By clumping 35 days into the same "monthly" bill, more electricity gets billed at the higher rate. If the power used during that extra five days had been rolled over into a fresh month, it would have been billed at the lower rate.

I asked: But doesn't that even out, too? Sooner or later there has to be a short "month" to catch up.

She replied: But what if the "long" months tend to be those with peak electric usage, and the "short" months come during milder seasons? Wanda and Jack had looked at their past few bills, and it kind of looked that way to them.

This made me curious, so I looked up my own history. My longest cycles of the past year have been December, January and September, each 33 days long. Maybe it is coincidence they covered the hotter and cooler months.

February's bill covered 29 days, and March's only 28. Then it started picking up again with 31 days in April and May, and 30 days in June and July. One exception to the trend was August, with only 28 days.

C.J. Drake, a spokesman for Progress Energy Florida, explained that there always is going to be some variation in the schedule. Holidays, bad weather and other circumstances interfere with meter-reading. The company tries to stay between 28 and 34 days, he said, but over a year's time it averages to 30 days.
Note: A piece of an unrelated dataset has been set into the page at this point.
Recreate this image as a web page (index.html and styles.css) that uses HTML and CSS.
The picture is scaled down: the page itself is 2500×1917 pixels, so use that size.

When I bounced Wanda's concern off him, Drake's first reaction, like mine, was to reckon that everything evens out. But when we went through the time-of-year theory, he thought about it and said, he could see how somebody might bring it up.

"I am sure," Drake said, "that there is no concerted effort or intent by anyone at Progress Energy to do that to get more money." He said Progress is not benefitting financially.

The Public Service Commission has rules for meter reading. Rule 25-6.099 says in part: "Unless special circumstances warrant, meters shall be read at monthly intervals on the approximate corresponding day of each meter-reading period."

Kevin Bloom is the PSC's director of public information. He said that the commission has indeed been getting complaints about varying billing cycles. The utility must respond to each one. Any customer with a complaint, or even just a question, can call 1-800-342-3552.

I checked with Tampa Electric Co. That company's spokesman, Ross Bannister, said Tampa Electric does not use a two-tiered rate. That means even if billing cycles vary, it still evens out over time.

Now, in bringing this up, in no way am I criticizing Progress Energy's employees out on the street, serving the public. Brief variations for holidays and weather certainly are defensible. And if Progress says there is no deliberate strategy to jigger the schedule, then who can say otherwise?

Yet Wanda and Jack Fiscus still have a point. Under this system, the electric company has both a potential benefit from lumping more kilowatt-hours into irregular "months," and control of the means for doing so. Perhaps our friends at the PSC should revisit the rule.